Transcript
The term “Smart Contract” sounds really exciting and futuristic, right? But hold your excitement, because the current form of smart contracts are neither smart nor even contracts.
Computer scientist Nick Szabo, an influential figure in the blockchain and cryptocurrency world, is credited with initially coining the phrase “smart contract” as early as the mid-1990s. A smart contract is simply a computer protocol, really some lines of code that automatically execute a specified action, like releasing a payment, when certain conditions are fulfilled.
This code might represent an aspect of a contract, but the code itself is not actually a contract. Additionally, it’s not smart because a person still needs to think of the terms that will be represented by the code. So someone like a lawyer still needed to think through and negotiate the terms to be coded.
If these smart contracts are actually not smart nor contracts, why are they so special?
To answer that question, imagine you are cleaning out your room and find a tennis racquet you never used and now want to sell. You go online and are able to find a buyer, say David, that lives nearby. You set up a meeting and show David the tennis racquet. David confirms his interest and then gives you the money and you hand over the tennis racquet. In this example, there is minimal risk that David will be able to run off with the racquet without paying you.
But let’s imagine the same situation except you live far away from each other, so you aren’t able to meet, do you feel comfortable sending the racquet through the mail and trusting David to pay you?
Now this type of risk is usually less of an issue when dealing with large companies, like when you order a t-shirt from your favorite brand’s online store, or people you may have repeated transactions with. But for one-off situations or large, complicated transactions, like a home purchase, there can be some uncertainty about payment, delivery, quality of product, etc.
In such a situation then, what if you can find a third party, say Jon, to take the payment from David before you send the racquet, and you’ll get the payment from Jon when the racquet is received? Would you feel more comfortable? This is exactly how smart contracts work: using “if something happens then…” or “when something happens then…” type of logic to solve this problem. So in our example, if a specified contractual term, say racquet delivery, had been fulfilled, then the protocol would execute a release of payment, thus solving the problem.
How does this relate to blockchain?
With blockchain technology, these smart contracts can be stored or embedded on a blockchain, so instead of being visible to only the counterparties that may have a copy of the contract like in a traditional contracting situation, a smart contract is available widely for inspection on the blockchain.

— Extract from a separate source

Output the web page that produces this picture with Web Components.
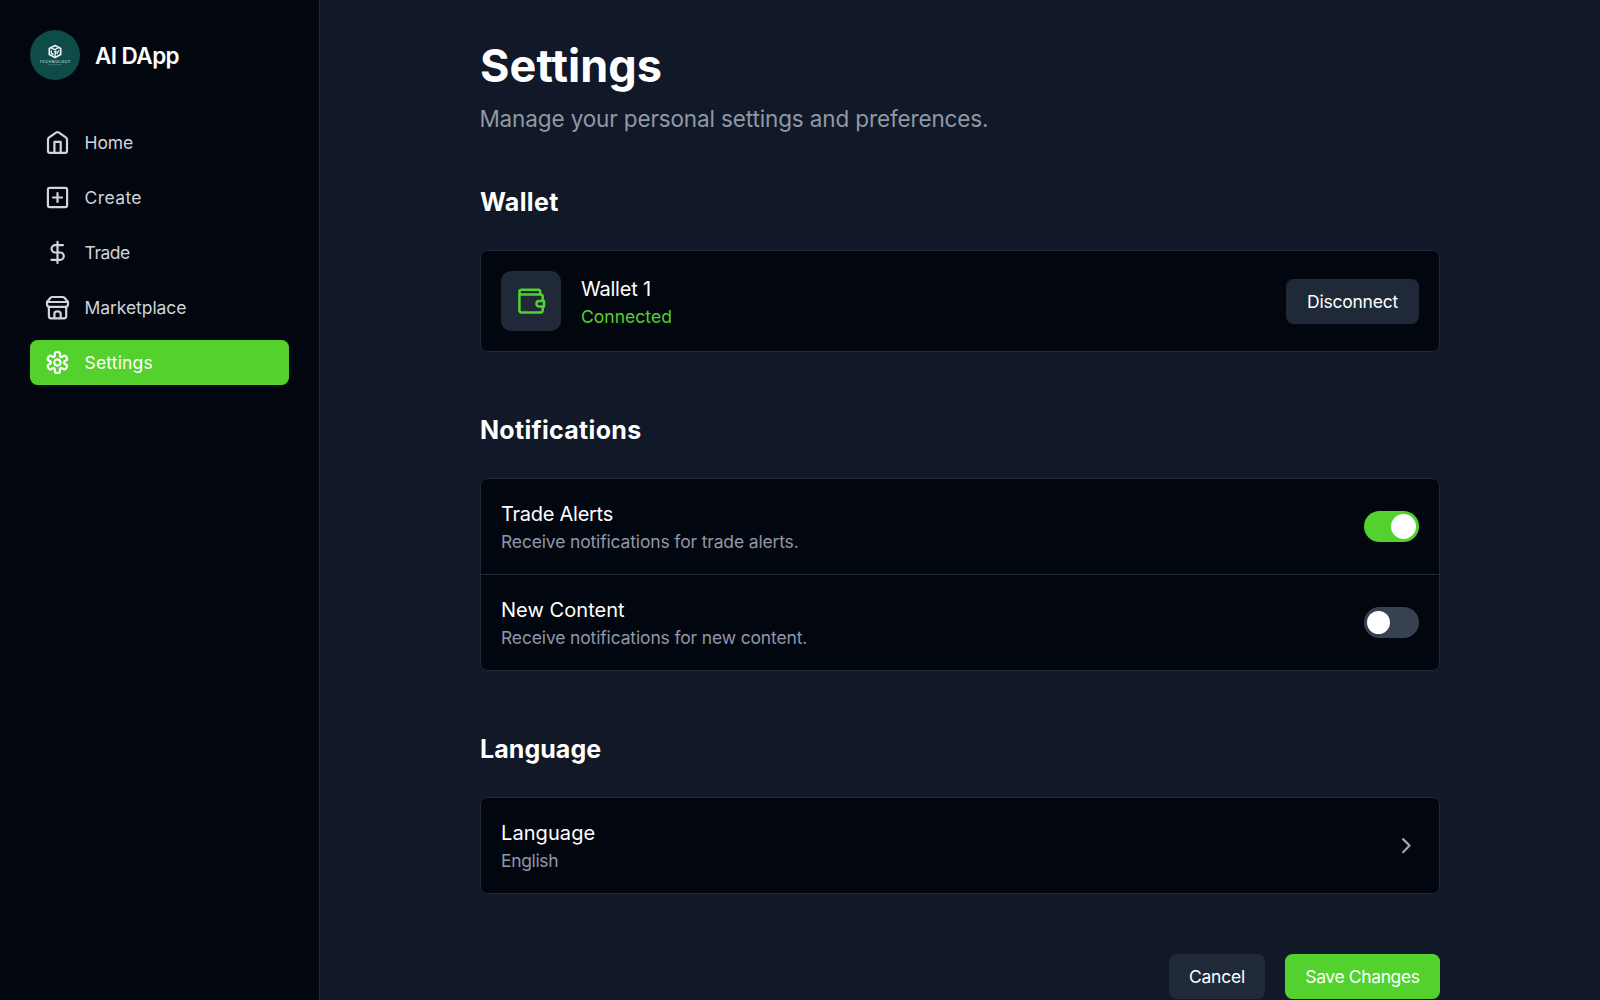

In the example of selling your racquet, not only do you, David and Jon know about the contract, but it is also visible to the bank that processes David’s payment, the delivery guy who delivers the package, and every other actor that’s involved in this transaction, or has access to the blockchain in general.
The distributed nature of the blockchain makes it difficult for a bad actor to not pay, delay payment, manipulate terms, or otherwise deviate from the terms of the original agreement because the terms are recorded across the network and cannot be changed. And once they are fulfilled then payment is self-executing and happens automatically.
So what are the benefits of a smart contract?
Well, some things that may come to mind are: One, these things don’t require human interpretation, Which means, when the blockchain tracks that the racket is received, hence taking out some human error. The reason for that is because they’re self-executing. So there’s no issue with a human doing something incorrectly, as part of processing a contract, or it removes some of the temptation that, maybe someone feels like: well if I keep my end of the deal then I end up being worse off. So it removes this human temptation issue.
Additionally, once a smart contract is coded in, generally it can’t be changed, so it’s immutable. Because of those factors, this ultimately should save time and money, thus making things more efficient and reducing transactional friction.
Moreover, if we tie this back into the tennis racquet example, it removes the need for a third party. For lots of transactions historically, a third party has been necessary to hold payment or collateral due to risk related to a lack of trust, which is something we’ve talked about.
Perhaps the most common form of this type of third party is something known as an escrow agent. Imagine that instead of buying a tennis racquet a US company is trying to purchase a big building in another country, say, China.
They do not know each other, and they cannot meet somewhere with a pile of cash to make the payment and sign the deed at the same time. So the two contracting parties may enter into this staring contest of “Who’s going to pay first?” or “Who’s going to act first?”.
In this situation, an escrow agent would serve as the third party or a middle party: on one hand, holding the payment from the US company, and on the other hand, holding the signed deed or legal agreement from the building owner. Once the two parties agree to pay and finalize the terms of the transaction, the agent will transfer the money and the deed simultaneously, ensuring the building owner will get their money, and the building purchaser will receive the legal title and the relevant documents, so they can own the building.
As you can see smart contracts would serve the purpose of cutting out the middle party be it Jon in the tennis racquet example, or the escrow agent in a large international real estates transaction. And as we previously discussed, a lot of time and money can be saved by cutting out the middle men. But does that mean smart contracts are great solutions for all contracting relationships or situations? The answer to that is “no”, and we’ll discuss why that is in the next video. But before that, we’d like you to think about a question: what are the situations in which a smart contract may make your life easier?